After some breakfast i put up the awnings and decided motor south to Palmetto Point where the Beach House hotel sits derelict in some sort of bankruptcy. The point is such a beautiful area and the views are just as good as they get on this coast. While on the way there I let out a line and managed to get hooked into a big barracuda. My girlfriend fought it for some time to get it close enough for me to handle it and release the fish. She said it was her first proper fish ever which surprised me. Hard core environmentalists don't do too much fishing i guess:) Too bad for them. hehe
From here we turned East moving into more choppy water as we cruised up past Coco Point miles up the coast, then through the reef and into Spanish Point where the water colours always amaze me. We dropped the hook in between two sets of powerboats which were rafted up inside the reef. One set was my Uncle Nick and a few of his friends and the other set was some family friends from Guadeloupe. I think Francis, the head of that group had been to high school with my Dad and uncles for a term during high school and occasionally comes to Antigua for fishing tournaments.
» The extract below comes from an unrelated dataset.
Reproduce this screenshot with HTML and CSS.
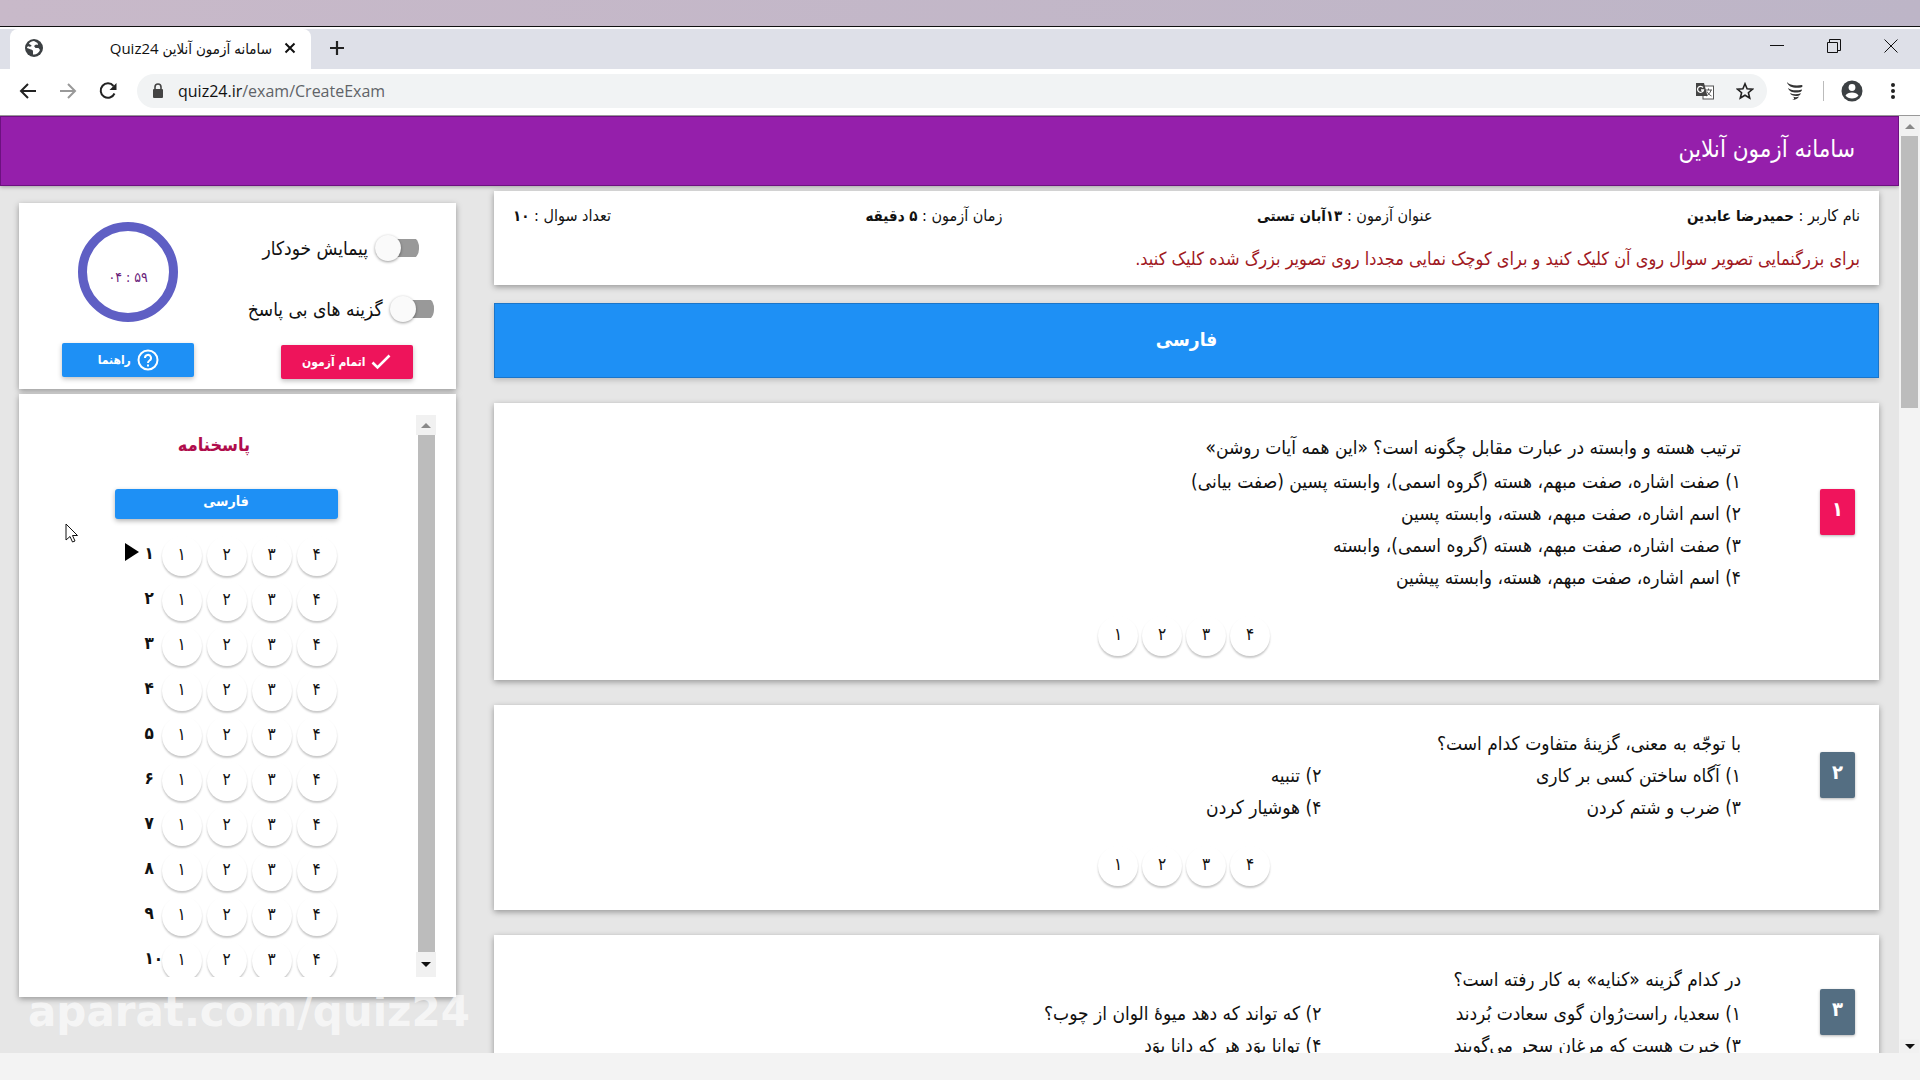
FILE: index.html
```html
<!DOCTYPE html>
<html lang="fa">
<head>
<meta charset="utf-8">
<title>سامانه آزمون آنلاین Quiz24</title>
<link rel="stylesheet" href="styles.css">
</head>
<body>
<div class="desktop-strip"></div>
<header class="browser">
  <div class="tabs">
    <span class="tab-previous"></span>
    <div class="tab">
      <svg class="globe" width="18" height="18" viewBox="0 0 18 18"><circle cx="9" cy="9" r="9" fill="#3c4043"/><path d="M9 2c-2 0-4 1-5 2.500 0 1 2 1 2.500 2s-1.500 1.500-2.500 1-2 .5-2 1.500l4 1.500c1.500 0 2 1 2 2v3c3 .5 6-1.500 7-4.500l-1.500-2h-3l-1.500-2 2-1.500 2 .5-.5-2z" fill="#fff"/></svg>
      <span class="tab-title" dir="rtl">سامانه آزمون آنلاین Quiz24</span>
      <button class="icon-button" aria-label="Close tab"><svg width="12" height="12" viewBox="0 0 12 12" stroke="#111" stroke-width="2"><path d="M1.500 1.500l9 9M10.500 1.500l-9 9"/></svg></button>
    </div>
    <button class="icon-button new-tab" aria-label="New tab"><svg width="16" height="16" viewBox="0 0 16 16" stroke="#222" stroke-width="2.200"><path d="M8 1v14M1 8h14"/></svg></button>
    <div class="window-controls">
      <button class="icon-button" aria-label="Minimize"><svg width="14" height="14" viewBox="0 0 14 14" stroke="#111"><path d="M0 6.500h14"/></svg></button>
      <button class="icon-button" aria-label="Restore"><svg width="14" height="14" viewBox="0 0 14 14" stroke="#111" fill="none"><path d="M.5 3.500h10v10H.5zM2.500 3.500v-3h11v11h-3"/></svg></button>
      <button class="icon-button" aria-label="Close"><svg width="14" height="14" viewBox="0 0 14 14" stroke="#111"><path d="M.5.5l13 13M13.500.5l-13 13"/></svg></button>
    </div>
  </div>
  <div class="toolbar">
    <button class="icon-button" aria-label="Back"><svg width="18" height="18" viewBox="0 0 18 18" fill="none" stroke="#222" stroke-width="2"><path d="M17 9H2M9 2L2 9l7 7"/></svg></button>
    <button class="icon-button" aria-label="Forward"><svg width="18" height="18" viewBox="0 0 18 18" fill="none" stroke="#999" stroke-width="2"><path d="M1 9h15M9 2l7 7-7 7"/></svg></button>
    <button class="icon-button" aria-label="Reload"><svg width="18" height="18" viewBox="0 0 18 18" fill="none" stroke="#222" stroke-width="2"><path d="M15.500 11.500A7.200 7.200 0 1 1 14.500 4"/><path d="M17.500 1v7h-7z" fill="#222" stroke="none"/></svg></button>
    <div class="address">
      <svg width="12" height="16" viewBox="0 0 12 16"><rect x="1" y="6" width="10" height="9" rx="1" fill="#444"/><path d="M3 7V4a3 3 0 0 1 6 0v3" fill="none" stroke="#444" stroke-width="1.600"/></svg>
      <span class="url">quiz24.ir<span class="url-path">/exam/CreateExam</span></span>
      <button class="icon-button translate" aria-label="Translate"><svg width="19" height="19" viewBox="0 0 19 19"><rect x="8" y="4" width="10.500" height="13" fill="#fff" stroke="#555"/><path d="M10 8h7M13.500 6.500V8M16 8c-.5 3-3 5-5 6M12 9.500c1 2 2.500 3.500 4.500 4.500" stroke="#555" fill="none"/><path d="M1 1h8l3.500 13H1z" fill="#444"/><path d="M8 5.500A3 3 0 1 0 8.500 8H6" fill="none" stroke="#fff" stroke-width="1.300"/></svg></button>
      <button class="icon-button star" aria-label="Bookmark"><svg width="18" height="18" viewBox="0 0 18 18" fill="none" stroke="#222" stroke-width="1.600"><path d="M9 1.800l2.100 5 5.400.4-4.100 3.500 1.300 5.300L9 13.200 4.300 16l1.300-5.300L1.500 7.200l5.400-.4z"/></svg></button>
    </div>
    <button class="icon-button" aria-label="Extension"><svg width="18" height="18" viewBox="0 0 18 18" fill="#333"><path d="M1 0c2 3 8 4 15 3 1 1 .5 2-1 2.500C8 6.500 2 5 1 0z"/><path d="M2 6c3 2.500 8 3 14 1.500 0 1.500-1 2.500-3 2.800C8 11 3 10 2 6z"/><path d="M4 11c3 1.500 7 1.500 11 .3-.5 1.700-2 2.500-4 2.700-3 .2-6-.5-7-3z"/><path d="M7 14.800c2 .6 4 .5 6-.2-1 2-3.500 3.400-7 3.400 2-.5 3-1.500 1-3.200z"/></svg></button>
    <span class="divider"></span>
    <button class="icon-button" aria-label="Profile"><svg width="22" height="22" viewBox="0 0 22 22"><circle cx="11" cy="11" r="10.500" fill="#3c4043"/><circle cx="11" cy="7.500" r="3.400" fill="#fff"/><path d="M4.500 15.500c2-4 11-4 13 0-2.500 4-10.500 4-13 0z" fill="#fff"/></svg></button>
    <button class="icon-button menu" aria-label="Menu"><svg width="6" height="18" viewBox="0 0 6 18" fill="#222"><circle cx="3" cy="3" r="2"/><circle cx="3" cy="9" r="2"/><circle cx="3" cy="15" r="2"/></svg></button>
  </div>
</header>

<div class="viewport">
  <div class="page">
    <div class="site-bar" dir="rtl"><h1>سامانه آزمون آنلاین</h1></div>
    <div class="columns">
      <aside class="sidebar">
        <section class="card controls">
          <div class="timer-column">
            <div class="timer"><span>۰۴ : ۵۹</span></div>
            <button class="action help" dir="rtl"><svg width="22" height="22" viewBox="0 0 22 22" fill="none" stroke="#fff" stroke-width="2"><circle cx="11" cy="11" r="9.500"/><path d="M8 9a3 3 0 1 1 4.500 2.500C11.300 12.200 11 12.500 11 14M11 15.500v2"/></svg><span>راهنما</span></button>
          </div>
          <div class="switch-column" dir="rtl">
            <label class="switch"><input type="checkbox"><span>پیمایش خودکار</span></label>
            <label class="switch"><input type="checkbox"><span>گزینه های بی پاسخ</span></label>
            <button class="action finish"><svg width="20" height="16" viewBox="0 0 20 16" fill="none" stroke="#fff" stroke-width="2.600"><path d="M1.500 8.500l5 5 12-12"/></svg><span>اتمام آزمون</span></button>
          </div>
        </section>
        <section class="card sheet">
          <div class="sheet-body">
            <h2 dir="rtl">پاسخنامه</h2>
            <div class="sheet-subject" dir="rtl">فارسی</div>
            <ol class="answers" id="answers"></ol>
          </div>
          <div class="scrollbar inner"><span class="arrow up"></span><span class="thumb"></span><span class="arrow down"></span></div>
        </section>
      </aside>
      <main class="exam" dir="rtl">
        <section class="card info">
          <div class="facts">
            <span>نام کاربر : <b>حمیدرضا عابدین</b></span>
            <span>عنوان آزمون : <b>۱۳آبان تستی</b></span>
            <span>زمان آزمون : <b>۵ دقیقه</b></span>
            <span>تعداد سوال : <b>۱۰</b></span>
          </div>
          <p class="note">برای بزرگنمایی تصویر سوال روی آن کلیک کنید و برای کوچک نمایی مجددا روی تصویر بزرگ شده کلیک کنید.</p>
        </section>
        <h2 class="subject">فارسی</h2>
        <article class="card question">
          <div class="question-row">
            <span class="badge current">۱</span>
            <div class="text">
              <p class="stem">ترتیب هسته و وابسته در عبارت مقابل چگونه است؟ «این همه آیات روشن»</p>
              <p>۱) صفت اشاره، صفت مبهم، هسته (گروه اسمی)، وابسته پسین (صفت بیانی)</p>
              <p>۲) اسم اشاره، صفت مبهم، هسته، وابسته پسین</p>
              <p>۳) صفت اشاره، صفت مبهم، هسته (گروه اسمی)، وابسته</p>
              <p>۴) اسم اشاره، صفت مبهم، هسته، وابسته پیشین</p>
            </div>
          </div>
          <div class="choices" dir="ltr"></div>
        </article>
        <article class="card question compact">
          <div class="question-row">
            <span class="badge">۲</span>
            <div class="text">
              <p class="stem">با توجّه به معنی، گزینهٔ متفاوت کدام است؟</p>
              <div class="pairs">
                <p>۱) آگاه ساختن کسی بر کاری</p><p>۲) تنبیه</p>
                <p>۳) ضرب و شتم کردن</p><p>۴) هوشیار کردن</p>
              </div>
            </div>
          </div>
          <div class="choices" dir="ltr"></div>
        </article>
        <article class="card question">
          <div class="question-row">
            <span class="badge">۳</span>
            <div class="text">
              <p class="stem">در کدام گزینه «کنایه» به کار رفته است؟</p>
              <div class="pairs">
                <p>۱) سعدیا، راست‌رُوان گوی سعادت بُردند</p><p>۲) که تواند که دهد میوهٔ الوان از چوب؟</p>
                <p>۳) خبرت هست که مرغان سحر می‌گویند</p><p>۴) توانا بوَد هر که دانا بوَد</p>
              </div>
            </div>
          </div>
          <div class="choices" dir="ltr"></div>
        </article>
      </main>
    </div>
  </div>
  <div class="scrollbar outer"><span class="arrow up"></span><span class="thumb"></span><span class="arrow down"></span></div>
  <div class="watermark">aparat.com/quiz24</div>
  <svg class="cursor" width="14" height="20" viewBox="0 0 14 20"><path d="M1 1v16l4-3.500 2.500 5.500 2.500-1-2.500-5.500h5z" fill="#fff" stroke="#111"/></svg>
</div>
<div class="bottom-strip"></div>
<script src="script.js"></script>
</body>
</html>
```
FILE: script.js
```js
const digits = ["۱", "۲", "۳", "۴"];
const numbers = ["۱", "۲", "۳", "۴", "۵", "۶", "۷", "۸", "۹", "۱۰"];
const circles = digits.map(d => `<button class="circle">${d}</button>`).join("");

document.getElementById("answers").innerHTML = numbers
  .map((n, i) => `<li><span class="marker">${i === 0 ? '<svg width="14" height="18" viewBox="0 0 14 18"><path d="M0 0l14 9-14 9z"/></svg>' : ""}</span><b>${n}</b>${circles}</li>`)
  .join("");
document.querySelectorAll(".choices").forEach(el => { el.innerHTML = circles; });
```
FILE: styles.css
```css
* { box-sizing: border-box; }
body {
  margin: 0;
  height: 100vh;
  display: flex;
  flex-direction: column;
  overflow: hidden;
  font-family: "DejaVu Sans Condensed", "DejaVu Sans", sans-serif;
  font-size: 16px;
  color: #111;
}
h1, h2, p, ol { margin: 0; padding: 0; }
button { font: inherit; border: 0; cursor: pointer; }
svg { display: block; flex: none; }

.desktop-strip { height: 27px; flex: none; background: linear-gradient(90deg, #c8b9c9, #bdb5c7); border-bottom: 1px solid #111; }
.bottom-strip { height: 27px; flex: none; background: #f3f3f3; }

.browser { flex: none; background: #fff; font-family: "Open Sans", "DejaVu Sans Condensed", sans-serif; }
.icon-button { background: none; padding: 0; display: flex; align-items: center; justify-content: center; }
.tabs { height: 42px; display: flex; align-items: center; background: #dee0e8; border-top: 2px solid #fff; }
.tab-previous { width: 10px; align-self: stretch; }
.tab { width: 301px; align-self: stretch; display: flex; align-items: center; gap: 12px; padding: 0 15px 2px; background: #fff; border-radius: 8px 8px 0 0; }
.tab-title { flex: 1; font-size: 15px; white-space: nowrap; }
.new-tab { margin-left: 18px; padding-bottom: 2px; }
.window-controls { margin-left: auto; display: flex; gap: 43px; padding: 0 22px 6px 0; }
.toolbar { height: 47px; display: flex; align-items: center; padding: 0 24px 2px 19px; border-bottom: 1px solid #999; }
.toolbar > .icon-button + .icon-button { margin-left: 22px; }
.toolbar > .icon-button + .menu { margin-left: 27px; }
.address { flex: 1; height: 34px; display: flex; align-items: center; margin: 0 19px 0 20px; padding: 0 13px 0 15px; border-radius: 17px; background: #f1f3f4; }
.url { flex: 1; margin-left: 14px; font-size: 16px; }
.url-path { color: #5f6368; }
.star { margin-left: 22px; }
.divider { width: 1px; height: 20px; margin: 0 17px 0 19px; background: #bbb; }

.viewport { flex: 1; min-height: 0; display: flex; position: relative; background: #e6e6e6; overflow: hidden; }
.page { flex: 1; min-width: 0; }
.site-bar { height: 70px; display: flex; align-items: center; padding: 0 43px 4px; background: #951fab; border: 1px solid #6d1180; box-shadow: 0 1px 4px rgba(0, 0, 0, .3); color: #fff; }
.site-bar h1 { font-size: 24px; font-weight: 400; }
.columns { display: flex; align-items: flex-start; gap: 38px; padding: 0 20px 0 19px; }
.card { background: #fff; box-shadow: 0 2px 6px rgba(0, 0, 0, .35); }

.sidebar { width: 437px; flex: none; display: flex; flex-direction: column; gap: 5px; padding-top: 17px; }
.controls { display: grid; grid-template-columns: 1fr 1fr; height: 186px; }
.timer-column { display: flex; flex-direction: column; align-items: center; gap: 21px; padding-top: 19px; }
.timer { width: 100px; height: 100px; border: 9px solid #5f5fc4; border-radius: 50%; display: flex; align-items: center; justify-content: center; padding-top: 10px; font-size: 14px; color: #6a1b7a; }
.action { width: 132px; height: 34px; display: flex; align-items: center; justify-content: center; gap: 6px; border-radius: 2px; color: #fff; font-size: 12px; font-weight: 700; box-shadow: 0 2px 5px rgba(0, 0, 0, .25); }
.help { background: #1e90f5; }
.finish { background: #ee145b; }
.switch-column { display: flex; flex-direction: column; align-items: center; gap: 16px; padding-top: 25px; }
.switch { display: flex; align-items: center; gap: 7px; height: 40px; margin-right: 12px; font-size: 19px; white-space: nowrap; }
.switch + .switch { margin-top: 5px; }
.switch input { appearance: none; width: 44px; height: 26px; margin: 0; display: flex; align-items: center; justify-content: flex-end; background: linear-gradient(#999, #999) right center / 34px 18px no-repeat; border-radius: 12px; }
.switch input::before { content: ""; width: 26px; height: 26px; border-radius: 50%; background: #fafafa; box-shadow: 0 1px 3px rgba(0, 0, 0, .4); }

.sheet { height: 603px; display: flex; padding: 21px 20px 20px 19px; }
.sheet-body { flex: 1; overflow: hidden; display: flex; flex-direction: column; align-items: center; padding-right: 2px; }
.sheet-body h2 { padding: 14px 24px 0 0; font-size: 18px; line-height: 32px; color: #b00d4c; }
.sheet-subject { flex: none; width: 223px; height: 30px; margin-top: 28px; border-radius: 3px; background: #1e90f5; box-shadow: 0 2px 5px rgba(0, 0, 0, .3); color: #fff; font-size: 14px; font-weight: 700; text-align: center; line-height: 24px; }
.answers { list-style: none; width: 223px; margin-top: 14px; }
.answers li { display: flex; align-items: center; gap: 5px; height: 45px; }
.marker { width: 14px; margin-left: 10px; padding-bottom: 8px; }
.answers b { width: 12px; white-space: nowrap; font-size: 17px; line-height: 36px; padding-bottom: 6px; margin-left: 1px; }
.circle { width: 40px; height: 40px; flex: none; padding: 0 0 4px; border-radius: 50%; background: #fff; box-shadow: 0 2px 2px rgba(0, 0, 0, .22); color: #111; font-size: 17px; }

.scrollbar { display: flex; flex-direction: column; align-items: center; background: #f3f3f3; }
.scrollbar.inner { width: 20px; background: #fff; }
.scrollbar.outer { width: 21px; padding: 0 1px; }
.arrow { width: 100%; height: 20px; flex: none; display: flex; align-items: center; justify-content: center; background: #f1f1f1; }
.arrow::before { content: ""; border: 5px solid transparent; }
.up::before { border-bottom-color: #888; border-top: 0; }
.down::before { border-top-color: #111; border-bottom: 0; }
.thumb { width: 17px; background: #bcbcbc; }
.inner .thumb { flex: 1; }
.inner .down { height: 25px; }
.outer .thumb { height: 29%; }
.outer .down { margin-top: auto; height: 14px; }

.exam { flex: 1; min-width: 0; padding-top: 5px; }
.info { height: 94px; padding: 11px 19px; }
.facts { display: flex; justify-content: space-between; line-height: 28px; font-size: 16px; white-space: nowrap; }
.facts b { font-size: 15px; }
.note { margin-top: 13px; line-height: 32px; font-size: 18px; color: #a01822; white-space: nowrap; }
.subject { height: 75px; margin: 18px 0 25px; padding-bottom: 4px; display: flex; align-items: center; justify-content: center; background: #1e90f5; border: 1px solid #1b75c9; box-shadow: 0 2px 6px rgba(0, 0, 0, .2); color: #fff; font-size: 19px; }
.question { padding: 28px 24px 24px; margin-bottom: 25px; }
.question.compact { padding-top: 22px; }
.question-row { display: grid; grid-template-columns: 114px 1fr; align-items: center; }
.badge { justify-self: start; height: 46px; padding: 0 12px; border-radius: 2px; background: #546e82; box-shadow: 0 1px 3px rgba(0, 0, 0, .3); color: #fff; font-size: 20px; font-weight: 700; line-height: 40px; }
.badge.current { background: #f0145c; }
.text { font-size: 19px; line-height: 32px; white-space: nowrap; }
.stem { margin-bottom: 2px; }
.compact .stem { margin: 0; }
.pairs { display: grid; grid-template-columns: 1fr 2fr; column-gap: 18px; }
.choices { display: flex; justify-content: center; gap: 4px; margin-top: 23px; padding-right: 5px; }

.watermark { position: absolute; left: 28px; bottom: 17px; font: 700 42px/48px "DejaVu Sans", sans-serif; color: rgba(255, 255, 255, .65); }
.cursor { position: absolute; left: 65px; top: 407px; }
```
Uncle Nick and a few others came over to check out the boat and say hi. He said he liked how Ocean Nomad looked and spoke about getting a sailing vessel too. Afterwards we took the tender to the shore and went on a walk over the point and towards the East Coast. One of my favorite things to do in Barbuda is walking on the windward side collecting shells and interesting bits and pieces. It was late in the afternoon and we would only walk to Griffin Point which is where one of hundreds of ships were wrecked along the dangerous windward side of Barbuda. HMS Griffin hit the reef like many other boats during the colonial period and sank with all its cannons and ballast just off the shore. I found this after quite a bit of googling. Seems as though there was a more recent HMS Griffin.
"James Soaper : A Midshipman, on board HMS Griffin 1761, a 6th rate ship or frigate of 28 guns, she was lost shortly after 9 p.m., in the dark, on October 27, 1761. The ship had left Bermuda weeks earlier, had been on the high seas far away from land and, at the time she was lost on the reefs on the northeast coast of Barbuda, the captain believed (based on his reckoning)that he was more than 25 leagues off that island. "Morning : when closer to Barbuda than believed by its reckoning, Cpn. Taylor spots two suspect sails which he takes to be French privateers and starts chase. The chase goes until the night when two lights appear supposed to be the ones of the supposed French privateers. These are followed until the ship runs on the rocks, on northeastern point of Barbuda. Attempts are made to anchor, the cables part, the ship runs on the rocks and is evacuated. The captain remains alone apparently on his disintegrating ship until 4 pm on October 28. Nothing can be saved from the wreck. Three able seamen, William Cribb, Samuel Bond and Francis Amandis, have been drowned in the shipwreck"." From this site.
The point is such a lovely place as it's very close to the breakers and barrier reef which stretches all along the windward shore. You can easily see how people could get killed in the waters there though. I have snorkeled there on the wreck several times and the currents and waves remind you of the danger constantly.
We were not snorkeling here today though as we didn't have much more time in the day. I spotted a large fishing float that had just washed up and thought that maybe i could make it into a sink for the yacht. It was pretty heavy but i knew it would be used back in Antigua. That night back on the boat we grilled up a lovely dinner and watched the stars including several of the shooting kind. It's such a nice thing to be in the Caribbean in a corner where there are no artificial lights spoiling the night's sky.
We had friends in town back in Antigua who would be leaving the island in two days, so we would set sail the next morning back to Jolly Harbour. We woke up to very light winds and knew that we would be motor sailing some of the way. In fact, by the time I had put everything away and pulled the anchor the winds were hovering somewhere around 5 knots. It was going to be a hot one. Thankfully we have a good engine on the Carriacou sloop and our slack sails were helped by some diesel power. We had a few good strikes on the fishing rod but nothing got hooked this time. The winds picked up as we got closer to Antigua and I managed to turn the engine off for a while. We were in port back in Jolly Harbour at about 6 PM and I was already missing Barbuda.